ON THIS DATE: Saint Louis shocks field at Cornell Relays

Kamehameha's Danny Wise edged Charles Ornellas of Saint Louis during a relay.

Lane assignments for the Cornell Relays at Kamehameha were drawn at the YMCA on March 19, 1931, with Bill Wise‘s Kamehameha crew the heavy favorite but Saint Louis expected to threaten them.

Other schools entered included Punahou, McKinley and Saint Louis.

The meet, which had been held every year since 1913, was much hyped in the newspaper, with stories advancing it every day until the action began with sports writers picking Kamehameha to beat Saint Louis by three points.


When the action finally started on Saturday, the Crusaders showed those experts to be anything but.
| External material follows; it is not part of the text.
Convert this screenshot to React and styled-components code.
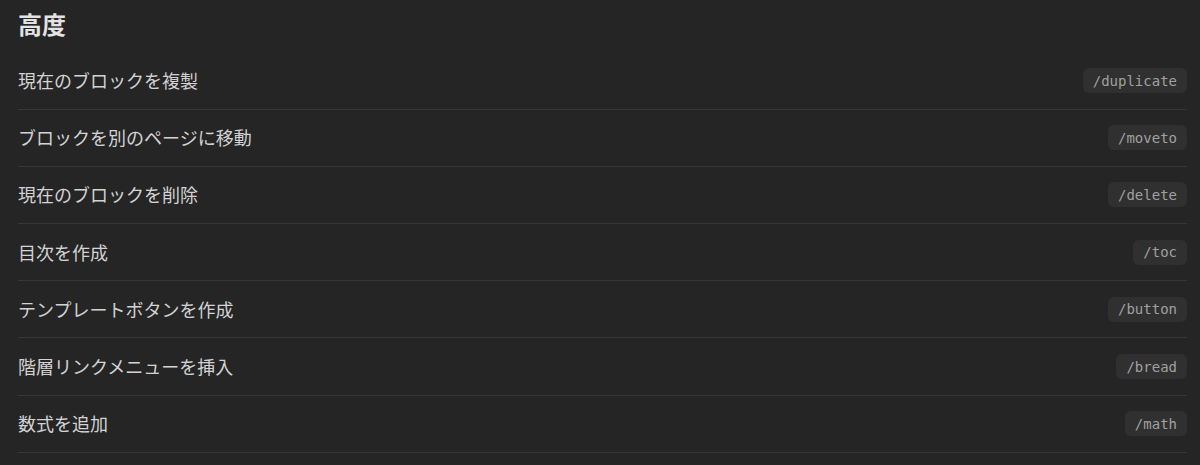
import React from 'react'
import styled, { createGlobalStyle } from 'styled-components'

const GlobalStyle = createGlobalStyle`
    html, body {
        margin: 0;
        padding: 0;
        background: #252525;
    }
    body {
        font-family: "Noto Sans CJK JP", "Noto Sans", sans-serif;
        -webkit-font-smoothing: antialiased;
    }
`

const commands = [
    { label: '現在のブロックを複製', slash: '/duplicate' },
    { label: 'ブロックを別のページに移動', slash: '/moveto' },
    { label: '現在のブロックを削除', slash: '/delete' },
    { label: '目次を作成', slash: '/toc' },
    { label: 'テンプレートボタンを作成', slash: '/button' },
    { label: '階層リンクメニューを挿入', slash: '/bread' },
    { label: '数式を追加', slash: '/math' },
]

const App = () => {
    return (
        <Page>
            <GlobalStyle />
            <Title>高度</Title>
            <List>
                {commands.map((cmd) => (
                    <Row key={cmd.slash}>
                        <Label>{cmd.label}</Label>
                        <Shortcut>{cmd.slash}</Shortcut>
                    </Row>
                ))}
            </List>
        </Page>
    )
}

const Page = styled.div`
    width: 1200px;
    height: 465px;
    box-sizing: border-box;
    padding: 7px 13px 0 18px;
    background: #252525;
    overflow: hidden;
`

const Title = styled.h2`
    margin: 0 0 11.5px;
    font-size: 24px;
    line-height: 34px;
    font-weight: 700;
    color: #e3e3e3;
`

const List = styled.div`
    display: flex;
    flex-direction: column;
`

const Row = styled.div`
    display: flex;
    align-items: center;
    justify-content: space-between;
    height: 56.2px;
    border-bottom: 1px solid #363636;
`

const Label = styled.span`
    font-size: 18px;
    color: #d3d3d3;
    line-height: 24px;
    margin-top: -1px;
`

const Shortcut = styled.code`
    display: inline-flex;
    align-items: center;
    height: 25px;
    padding: 0 10px;
    border-radius: 6px;
    background: #303030;
    color: #a0a0a0;
    font-family: "DejaVu Sans Mono", "Liberation Mono", monospace;
    font-size: 14px;
`

export default App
Coach Charlie Kendall‘s Saint Louis boys took the title with Punahou second and Kamehameha a distant third. 

Kendall was described by Louie Leong Hop as “crafty as a magician … could hide $1,000 in one hand, tell a holdup man he had only a dime and get away with the thug’s watch while offering the latter a token for carfare.”

Kendall earned that praise by entering the esteemed meet without the benefit of a single preseason meet or practice, leaving people guessing about what cards he held.
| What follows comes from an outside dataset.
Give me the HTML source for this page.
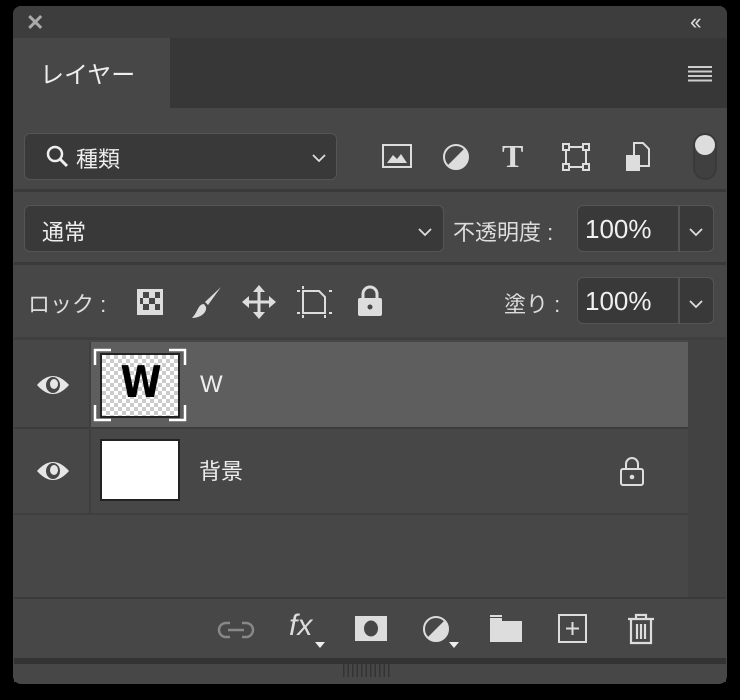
<!DOCTYPE html>
<html><head><meta charset="utf-8"><style>
*{margin:0;padding:0;box-sizing:border-box}
body{width:740px;height:700px;background:#000;position:relative;overflow:hidden;font-family:"Liberation Sans","Noto Sans CJK JP",sans-serif;color:#e6e6e6}
.a{position:absolute}
.box{position:absolute;background:#393939;border:1.5px solid #555;border-radius:6px}
svg{position:absolute;overflow:visible}
</style></head><body>
<div class="a" style="left:13px;top:6px;width:714px;height:678px;background:#474747;border-radius:8px;overflow:hidden">
 <div class="a" style="left:0;top:0;width:714px;height:32px;background:#3d3d3d"></div>
 <div class="a" style="left:0;top:32px;width:714px;height:70px;background:#373737"></div>
 <div class="a" style="left:0;top:32px;width:157px;height:72px;background:#474747"></div>
</div>
<div class="a" style="left:26px;top:10px;font-size:22px;font-weight:bold;color:#aaa">✕</div>
<div class="a" style="left:690px;top:9px;font-size:22px;color:#ddd;letter-spacing:-3px">‹‹</div>
<div class="a" style="left:40px;top:55px;font-size:24px;color:#eee">レイヤー</div>
<svg style="left:688px;top:66px" width="24" height="16"><g stroke="#ccc" stroke-width="2"><line x1="0" y1="1" x2="24" y2="1"/><line x1="0" y1="5.5" x2="24" y2="5.5"/><line x1="0" y1="10" x2="24" y2="10"/><line x1="0" y1="14.5" x2="24" y2="14.5"/></g></svg>

<div class="box" style="left:24px;top:133px;width:313px;height:47px"></div>
<svg style="left:46px;top:145px" width="24" height="24"><circle cx="9" cy="9" r="7" fill="none" stroke="#eee" stroke-width="2.5"/><line x1="14" y1="14" x2="21" y2="21" stroke="#eee" stroke-width="3"/></svg>
<div class="a" style="left:76px;top:142px;font-size:22px;color:#eee">種類</div>
<svg style="left:312px;top:154px" width="14" height="8"><path d="M1 1L7 7L13 1" fill="none" stroke="#ddd" stroke-width="1.8"/></svg>
<svg style="left:382px;top:144px" width="30" height="25"><rect x="1" y="1" width="28" height="22" fill="none" stroke="#ddd" stroke-width="2"/><path d="M5 19L11 11L15 15L19 10L25 19Z" fill="#ddd"/></svg>
<svg style="left:442px;top:143px" width="28" height="28"><circle cx="14" cy="14" r="12" fill="none" stroke="#ddd" stroke-width="2"/><path d="M22.5 5.5A12 12 0 0 1 5.5 22.5Z" fill="#ddd"/></svg>
<div class="a" style="left:502px;top:138px;font-size:32px;font-family:'Liberation Serif',serif;font-weight:bold;color:#ddd">T</div>
<svg style="left:562px;top:143px" width="28" height="28"><rect x="4" y="4" width="20" height="20" fill="none" stroke="#ddd" stroke-width="2"/><g fill="#474747" stroke="#ddd" stroke-width="2"><rect x="1" y="1" width="6" height="6"/><rect x="21" y="1" width="6" height="6"/><rect x="1" y="21" width="6" height="6"/><rect x="21" y="21" width="6" height="6"/></g></svg>
<svg style="left:625px;top:142px" width="26" height="30"><path d="M9 1H18L24 7V24H9Z" fill="none" stroke="#ddd" stroke-width="2"/><rect x="1" y="13" width="14" height="16" fill="#ddd"/></svg>
<div class="a" style="left:693px;top:133px;width:24px;height:47px;border:2px solid #3a3a3a;background:#404040;border-radius:12px"></div>
<div class="a" style="left:695px;top:135px;width:20px;height:20px;border-radius:50%;background:#ddd"></div>

<div class="a" style="left:14px;top:189px;width:712px;height:3px;background:#3a3a3a"></div>
<div class="box" style="left:24px;top:205px;width:420px;height:47px"></div>
<div class="a" style="left:42px;top:215px;font-size:22px;color:#eee">通常</div>
<svg style="left:418px;top:228px" width="14" height="8"><path d="M1 1L7 7L13 1" fill="none" stroke="#ddd" stroke-width="1.8"/></svg>
<div class="a" style="left:453px;top:215px;font-size:22px;color:#ddd">不透明度 :</div>
<div class="box" style="left:577px;top:205px;width:137px;height:47px"></div>
<div class="a" style="left:678px;top:206px;width:1.5px;height:45px;background:#555"></div>
<div class="a" style="left:585px;top:214px;font-size:26px;color:#f0f0f0">100%</div>
<svg style="left:689px;top:228px" width="14" height="8"><path d="M1 1L7 7L13 1" fill="none" stroke="#ddd" stroke-width="1.8"/></svg>

<div class="a" style="left:14px;top:262px;width:712px;height:3px;background:#3a3a3a"></div>
<div class="a" style="left:28px;top:287px;font-size:22px;color:#ddd">ロック :</div>
<svg style="left:136px;top:288px" width="28" height="28"><rect x="1" y="1" width="26" height="26" fill="#ddd"/><g fill="#474747"><rect x="7" y="4" width="6" height="6"/><rect x="13" y="10" width="6" height="6"/><rect x="7" y="16" width="6" height="6"/><rect x="19" y="4" width="5" height="6"/><rect x="19" y="16" width="5" height="6"/><rect x="4" y="10" width="3" height="6"/></g></svg>
<svg style="left:188px;top:285px" width="36" height="36"><path d="M33 2L20 20L17 17Z" fill="#ddd"/><path d="M16 19C10 19 10 27 4 33C12 33 19 28 18 22Z" fill="#ddd"/></svg>
<svg style="left:242px;top:285px" width="34" height="34"><g fill="none" stroke="#ddd" stroke-width="3"><line x1="17" y1="4" x2="17" y2="30"/><line x1="4" y1="17" x2="30" y2="17"/></g><g fill="#ddd"><path d="M17 0L23 7H11Z"/><path d="M17 34L23 27H11Z"/><path d="M0 17L7 11V23Z"/><path d="M34 17L27 11V23Z"/></g></svg>
<svg style="left:297px;top:286px" width="36" height="32"><path d="M6 5H22L28 11V27H6Z" fill="none" stroke="#ddd" stroke-width="2"/><g fill="#ddd"><rect x="0" y="4" width="3" height="2"/><rect x="0" y="26" width="3" height="2"/><rect x="32" y="26" width="3" height="2"/><rect x="32" y="4" width="3" height="2"/><rect x="5" y="0" width="2" height="3"/><rect x="27" y="29" width="2" height="3"/><rect x="5" y="29" width="2" height="3"/></g></svg>
<svg style="left:357px;top:285px" width="26" height="32"><path d="M6 14V9A7 7 0 0 1 20 9V14" fill="none" stroke="#ddd" stroke-width="3"/><rect x="1" y="13" width="24" height="18" rx="2" fill="#ddd"/><circle cx="13" cy="22" r="2.5" fill="#474747"/></svg>
<div class="a" style="left:504px;top:287px;font-size:22px;color:#ddd">塗り :</div>
<div class="box" style="left:577px;top:277px;width:137px;height:47px"></div>
<div class="a" style="left:678px;top:278px;width:1.5px;height:45px;background:#555"></div>
<div class="a" style="left:585px;top:286px;font-size:26px;color:#f0f0f0">100%</div>
<svg style="left:689px;top:300px" width="14" height="8"><path d="M1 1L7 7L13 1" fill="none" stroke="#ddd" stroke-width="1.8"/></svg>

<div class="a" style="left:14px;top:337px;width:712px;height:3px;background:#3f3f3f"></div>
<div class="a" style="left:688px;top:340px;width:38px;height:258px;background:#424242"></div>
<div class="a" style="left:14px;top:342px;width:76px;height:86px;background:#474747"></div>
<div class="a" style="left:90px;top:342px;width:598px;height:85px;background:#5e5e5e"></div>
<div class="a" style="left:14px;top:427px;width:674px;height:2px;background:#3c3c3c"></div>
<div class="a" style="left:89px;top:342px;width:2px;height:172px;background:#3f3f3f"></div>
<div class="a" style="left:14px;top:513px;width:674px;height:2px;background:#3f3f3f"></div>
<svg style="left:36px;top:373px" width="34" height="24"><path d="M1 12Q17 -6 33 12Q17 30 1 12Z" fill="#e6e6e6"/><ellipse cx="17" cy="12" rx="7" ry="8" fill="#474747"/><ellipse cx="18" cy="11" rx="4" ry="5" fill="#e6e6e6"/></svg>
<svg style="left:36px;top:459px" width="34" height="24"><path d="M1 12Q17 -6 33 12Q17 30 1 12Z" fill="#e6e6e6"/><ellipse cx="17" cy="12" rx="7" ry="8" fill="#474747"/><ellipse cx="18" cy="11" rx="4" ry="5" fill="#e6e6e6"/></svg>
<div class="a" style="left:100px;top:353px;width:80px;height:65px;border:2px solid #222;background-color:#fff;background-image:linear-gradient(45deg,#ccc 25%,transparent 25%,transparent 75%,#ccc 75%),linear-gradient(45deg,#ccc 25%,transparent 25%,transparent 75%,#ccc 75%);background-size:8px 8px;background-position:0 0,4px 4px"></div>
<svg style="left:94px;top:349px" width="92" height="72"><g fill="none" stroke="#fff" stroke-width="2.5"><path d="M1 16V1H17"/><path d="M75 1H91V16"/><path d="M1 56V71H17"/><path d="M75 71H91V56"/></g></svg>
<div class="a" style="left:114px;top:353px;width:54px;font-size:44px;font-weight:900;color:#000;font-family:'DejaVu Sans',sans-serif;text-align:center;line-height:60px;transform:scaleX(0.85)">W</div>
<div class="a" style="left:200px;top:371px;font-size:24px;color:#eee">W</div>
<div class="a" style="left:100px;top:439px;width:80px;height:62px;border:2px solid #222;background:#fff"></div>
<div class="a" style="left:199px;top:454px;font-size:22px;color:#eee">背景</div>
<svg style="left:619px;top:456px" width="26" height="30"><path d="M7 13V8A6 6 0 0 1 19 8V13" fill="none" stroke="#ddd" stroke-width="2"/><rect x="2" y="13" width="22" height="16" rx="2" fill="none" stroke="#ddd" stroke-width="2"/><circle cx="13" cy="21" r="2.3" fill="#ddd"/></svg>

<div class="a" style="left:14px;top:597px;width:712px;height:2px;background:#3a3a3a"></div>
<svg style="left:218px;top:620px" width="36" height="20"><g fill="none" stroke="#888" stroke-width="2.5"><path d="M12 3H8A7 7 0 0 0 8 17H12"/><path d="M24 3H28A7 7 0 0 1 28 17H24"/><line x1="10" y1="10" x2="26" y2="10"/></g></svg>
<div class="a" style="left:289px;top:609px;font-size:30px;font-style:italic;color:#ddd;font-family:'Liberation Sans',sans-serif">fx</div>
<svg style="left:315px;top:642px" width="10" height="6"><path d="M0 0H10L5 6Z" fill="#eee"/></svg>
<svg style="left:355px;top:616px" width="32" height="25"><rect width="32" height="25" fill="#ddd"/><ellipse cx="16" cy="12.5" rx="7" ry="8" fill="#474747"/></svg>
<svg style="left:423px;top:615px" width="30" height="30"><circle cx="13" cy="14" r="12" fill="none" stroke="#ddd" stroke-width="2"/><path d="M21.5 5.5A12 12 0 0 1 4.5 22.5Z" fill="#ddd"/></svg>
<svg style="left:449px;top:642px" width="10" height="6"><path d="M0 0H10L5 6Z" fill="#eee"/></svg>
<svg style="left:490px;top:615px" width="32" height="27"><path d="M0 3H12V6H32V27H0Z" fill="#ddd"/><rect x="0" y="0" width="12" height="2" fill="#ddd"/></svg>
<svg style="left:558px;top:614px" width="30" height="30"><rect x="1" y="1" width="27" height="27" fill="none" stroke="#ddd" stroke-width="2"/><g stroke="#ddd" stroke-width="2"><line x1="14.5" y1="8" x2="14.5" y2="21"/><line x1="8" y1="14.5" x2="21" y2="14.5"/></g></svg>
<svg style="left:626px;top:613px" width="30" height="32"><g fill="none" stroke="#ddd" stroke-width="2.2"><path d="M2 6H28"/><path d="M10 6V2H20V6"/><path d="M5 7V30H25V7"/><path d="M11 11V26M15 11V26M19 11V26"/></g></svg>

<div class="a" style="left:14px;top:658px;width:712px;height:6px;background:#333"></div>
<div class="a" style="left:14px;top:664px;width:712px;height:18px;background:#474747"></div>
<div class="a" style="left:343px;top:664px;width:48px;height:13px;background:repeating-linear-gradient(90deg,#333 0 1.5px,transparent 1.5px 4.5px)"></div>
</body></html>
Turned out his ace was Charles Ornellas, who anchored the winning medley relay and broke a record doing it, beating Kamehameha’s George Todd by six yards despite receiving the baton with a disadvantage of eight yards.


David Kauhane was another surprise for the Crusaders, beating Kamehameha’s Henry Vasconcellos by a foot and a half.

Saint Louis failed to medal in only two events, the 100 yards novice and the high jump.

Punahou football star Ted Christofferson was the top athlete in the preseason meet, breaking three event records in less than an hour before anchoring the half-mile relay victory.


At 2:50 p.m. he tied the high jump mark at 5-10 and was called away to the 220 low hurdles. He ran the distance in 25.4 seconds to beat McKinley’s Joaquin Lum and break Ray Melim‘s record from 1927. He then returned to the high jump pit and broke the record there with a 5-11 and ran it to six feet to break Pat Crockett‘s mark by two inches. Christofferson then made his way to the broad jump, where he broke Clarence Seong‘s mark from 1929 with a 21-8.5 effort.

The meet met an untimely death in 1971 at 57 years old when the public schools split and scheduled their own meet on the same day despite the leagues playing each other in basketball tournaments a month before. With that, the Punahou Relays exceeded the esteemed Cornell Relays in importance when the public schools announced that they would enter that one instead of the Cornell.